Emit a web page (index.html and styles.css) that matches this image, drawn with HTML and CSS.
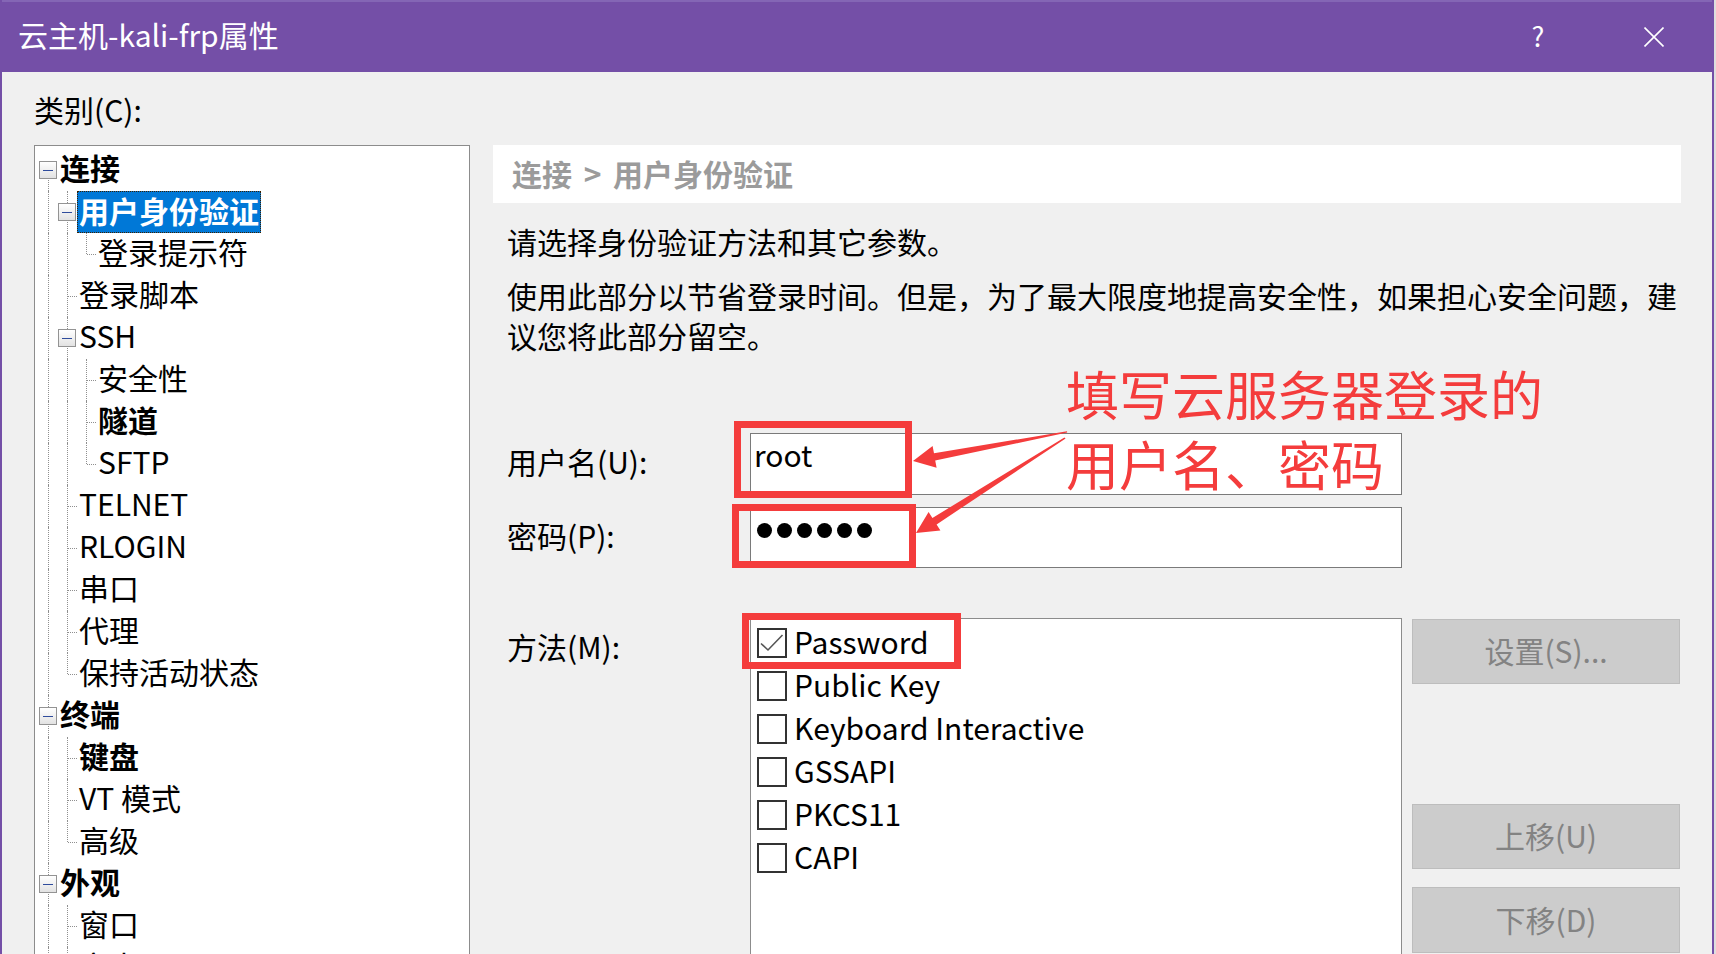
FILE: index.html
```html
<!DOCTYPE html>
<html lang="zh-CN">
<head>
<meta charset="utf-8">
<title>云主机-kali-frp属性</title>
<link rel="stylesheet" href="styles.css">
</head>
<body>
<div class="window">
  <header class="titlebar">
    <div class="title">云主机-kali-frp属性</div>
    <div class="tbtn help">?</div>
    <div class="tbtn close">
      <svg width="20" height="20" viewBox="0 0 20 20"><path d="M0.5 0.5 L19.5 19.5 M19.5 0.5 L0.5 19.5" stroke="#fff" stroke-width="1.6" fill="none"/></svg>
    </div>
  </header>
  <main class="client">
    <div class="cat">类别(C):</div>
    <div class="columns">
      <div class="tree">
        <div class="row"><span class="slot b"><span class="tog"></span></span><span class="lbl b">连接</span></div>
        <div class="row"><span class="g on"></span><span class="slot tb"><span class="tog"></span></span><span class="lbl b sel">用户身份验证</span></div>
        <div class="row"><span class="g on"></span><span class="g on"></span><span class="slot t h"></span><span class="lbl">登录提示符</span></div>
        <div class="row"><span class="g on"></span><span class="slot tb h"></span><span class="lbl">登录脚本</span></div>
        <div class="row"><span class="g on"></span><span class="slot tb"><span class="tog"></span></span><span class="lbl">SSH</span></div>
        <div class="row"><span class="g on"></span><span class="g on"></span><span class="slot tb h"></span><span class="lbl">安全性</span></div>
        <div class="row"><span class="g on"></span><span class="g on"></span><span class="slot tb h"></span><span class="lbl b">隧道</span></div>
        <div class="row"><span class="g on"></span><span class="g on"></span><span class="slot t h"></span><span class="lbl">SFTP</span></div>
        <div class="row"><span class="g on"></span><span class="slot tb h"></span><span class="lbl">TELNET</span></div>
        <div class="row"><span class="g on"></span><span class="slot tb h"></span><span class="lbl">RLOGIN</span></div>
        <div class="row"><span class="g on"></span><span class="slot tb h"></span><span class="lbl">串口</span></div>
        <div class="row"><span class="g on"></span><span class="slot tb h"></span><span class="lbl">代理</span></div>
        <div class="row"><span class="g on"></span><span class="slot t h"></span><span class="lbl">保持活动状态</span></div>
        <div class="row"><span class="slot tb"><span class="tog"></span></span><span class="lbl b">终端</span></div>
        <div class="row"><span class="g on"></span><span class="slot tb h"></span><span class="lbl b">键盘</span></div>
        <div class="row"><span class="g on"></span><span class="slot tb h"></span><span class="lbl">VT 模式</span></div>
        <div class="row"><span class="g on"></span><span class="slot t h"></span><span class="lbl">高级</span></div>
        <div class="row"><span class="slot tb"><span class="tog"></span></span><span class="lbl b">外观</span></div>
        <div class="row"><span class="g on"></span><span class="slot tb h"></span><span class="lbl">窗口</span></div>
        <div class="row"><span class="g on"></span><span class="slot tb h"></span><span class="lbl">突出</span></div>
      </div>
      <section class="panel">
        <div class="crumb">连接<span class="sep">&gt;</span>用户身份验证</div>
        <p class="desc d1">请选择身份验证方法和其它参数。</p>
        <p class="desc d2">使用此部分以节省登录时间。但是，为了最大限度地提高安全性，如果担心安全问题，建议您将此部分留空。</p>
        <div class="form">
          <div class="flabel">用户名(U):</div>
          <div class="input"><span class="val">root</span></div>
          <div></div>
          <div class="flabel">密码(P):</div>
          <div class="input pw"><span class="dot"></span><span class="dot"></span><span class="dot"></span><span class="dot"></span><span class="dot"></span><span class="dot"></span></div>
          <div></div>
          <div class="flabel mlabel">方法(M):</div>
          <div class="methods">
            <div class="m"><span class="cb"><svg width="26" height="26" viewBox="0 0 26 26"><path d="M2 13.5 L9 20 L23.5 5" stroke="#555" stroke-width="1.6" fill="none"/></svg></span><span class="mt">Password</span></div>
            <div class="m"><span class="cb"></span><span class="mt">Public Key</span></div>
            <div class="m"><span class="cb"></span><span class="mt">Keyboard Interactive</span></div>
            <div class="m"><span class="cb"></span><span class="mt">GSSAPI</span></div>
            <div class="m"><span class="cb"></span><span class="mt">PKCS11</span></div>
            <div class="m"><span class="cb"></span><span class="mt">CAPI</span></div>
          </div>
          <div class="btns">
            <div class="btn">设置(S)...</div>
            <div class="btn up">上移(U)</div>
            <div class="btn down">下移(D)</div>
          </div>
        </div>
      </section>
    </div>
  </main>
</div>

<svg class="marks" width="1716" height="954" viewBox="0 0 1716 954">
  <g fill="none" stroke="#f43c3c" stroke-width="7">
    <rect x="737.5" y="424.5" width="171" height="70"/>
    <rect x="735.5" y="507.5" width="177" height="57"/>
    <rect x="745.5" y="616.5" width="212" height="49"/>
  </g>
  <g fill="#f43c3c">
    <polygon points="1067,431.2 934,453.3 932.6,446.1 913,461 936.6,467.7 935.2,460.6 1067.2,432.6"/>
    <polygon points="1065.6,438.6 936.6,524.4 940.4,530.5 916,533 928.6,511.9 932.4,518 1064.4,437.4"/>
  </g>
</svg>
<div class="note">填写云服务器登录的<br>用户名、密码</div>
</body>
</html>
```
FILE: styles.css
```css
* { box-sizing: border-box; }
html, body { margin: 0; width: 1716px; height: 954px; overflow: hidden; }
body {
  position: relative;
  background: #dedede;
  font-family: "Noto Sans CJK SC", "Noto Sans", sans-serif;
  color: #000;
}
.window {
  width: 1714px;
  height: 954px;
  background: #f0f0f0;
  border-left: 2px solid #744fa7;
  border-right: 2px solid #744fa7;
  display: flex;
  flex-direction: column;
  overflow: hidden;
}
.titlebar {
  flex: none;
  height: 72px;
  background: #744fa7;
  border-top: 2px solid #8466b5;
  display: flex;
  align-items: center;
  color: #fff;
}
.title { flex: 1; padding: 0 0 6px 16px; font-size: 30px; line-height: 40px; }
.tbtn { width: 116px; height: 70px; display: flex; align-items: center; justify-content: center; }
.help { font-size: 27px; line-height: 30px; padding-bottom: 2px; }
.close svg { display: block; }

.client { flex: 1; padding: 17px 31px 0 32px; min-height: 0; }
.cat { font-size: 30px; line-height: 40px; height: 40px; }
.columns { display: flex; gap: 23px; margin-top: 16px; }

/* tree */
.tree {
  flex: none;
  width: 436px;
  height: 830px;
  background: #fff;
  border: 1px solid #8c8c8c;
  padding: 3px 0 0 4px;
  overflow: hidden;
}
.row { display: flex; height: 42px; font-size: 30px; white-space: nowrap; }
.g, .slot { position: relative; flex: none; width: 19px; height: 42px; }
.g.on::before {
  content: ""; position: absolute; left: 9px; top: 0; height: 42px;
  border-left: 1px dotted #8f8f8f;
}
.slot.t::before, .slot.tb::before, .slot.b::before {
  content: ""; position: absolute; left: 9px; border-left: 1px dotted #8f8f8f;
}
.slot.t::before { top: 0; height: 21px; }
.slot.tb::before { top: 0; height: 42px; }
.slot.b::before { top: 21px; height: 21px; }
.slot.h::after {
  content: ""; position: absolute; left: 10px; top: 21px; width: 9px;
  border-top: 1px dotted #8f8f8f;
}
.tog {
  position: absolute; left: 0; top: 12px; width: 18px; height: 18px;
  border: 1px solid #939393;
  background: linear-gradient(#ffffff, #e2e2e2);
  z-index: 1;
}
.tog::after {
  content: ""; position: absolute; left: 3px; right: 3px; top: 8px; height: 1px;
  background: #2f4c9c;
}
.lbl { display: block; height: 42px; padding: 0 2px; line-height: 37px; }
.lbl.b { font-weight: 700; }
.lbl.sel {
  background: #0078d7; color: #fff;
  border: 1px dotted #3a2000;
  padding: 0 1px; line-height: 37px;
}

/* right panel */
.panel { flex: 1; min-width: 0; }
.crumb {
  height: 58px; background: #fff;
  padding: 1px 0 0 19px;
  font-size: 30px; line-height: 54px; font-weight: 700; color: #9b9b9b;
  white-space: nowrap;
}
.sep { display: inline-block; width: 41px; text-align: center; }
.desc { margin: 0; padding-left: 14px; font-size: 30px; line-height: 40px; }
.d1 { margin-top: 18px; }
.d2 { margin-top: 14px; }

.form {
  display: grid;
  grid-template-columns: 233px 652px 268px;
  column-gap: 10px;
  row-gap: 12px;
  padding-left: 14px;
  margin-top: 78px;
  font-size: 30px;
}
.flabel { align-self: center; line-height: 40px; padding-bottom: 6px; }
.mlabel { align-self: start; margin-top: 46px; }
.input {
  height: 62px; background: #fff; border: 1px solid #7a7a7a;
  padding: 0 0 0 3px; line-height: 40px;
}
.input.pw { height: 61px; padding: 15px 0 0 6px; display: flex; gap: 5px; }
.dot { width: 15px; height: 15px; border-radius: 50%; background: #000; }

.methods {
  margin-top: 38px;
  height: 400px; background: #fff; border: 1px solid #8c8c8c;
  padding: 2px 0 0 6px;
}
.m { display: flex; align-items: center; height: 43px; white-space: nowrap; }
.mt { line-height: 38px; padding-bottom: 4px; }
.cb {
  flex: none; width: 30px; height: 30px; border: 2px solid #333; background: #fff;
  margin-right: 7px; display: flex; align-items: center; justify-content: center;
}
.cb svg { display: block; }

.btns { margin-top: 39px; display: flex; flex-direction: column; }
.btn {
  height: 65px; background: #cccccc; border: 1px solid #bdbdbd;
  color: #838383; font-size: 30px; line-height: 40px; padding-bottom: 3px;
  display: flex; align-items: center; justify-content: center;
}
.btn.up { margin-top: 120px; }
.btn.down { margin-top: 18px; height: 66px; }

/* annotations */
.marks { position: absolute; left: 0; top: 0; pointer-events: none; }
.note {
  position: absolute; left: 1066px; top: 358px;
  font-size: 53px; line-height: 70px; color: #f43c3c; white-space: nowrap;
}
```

* * * * * * *

> _Exercise description_
List all lines where "styles" occurs.

> _Written answer_
Emit a web page (index.html and styles.css) that matches this image, drawn with HTML and CSS.
<link rel="stylesheet" href="styles.css">
FILE: styles.css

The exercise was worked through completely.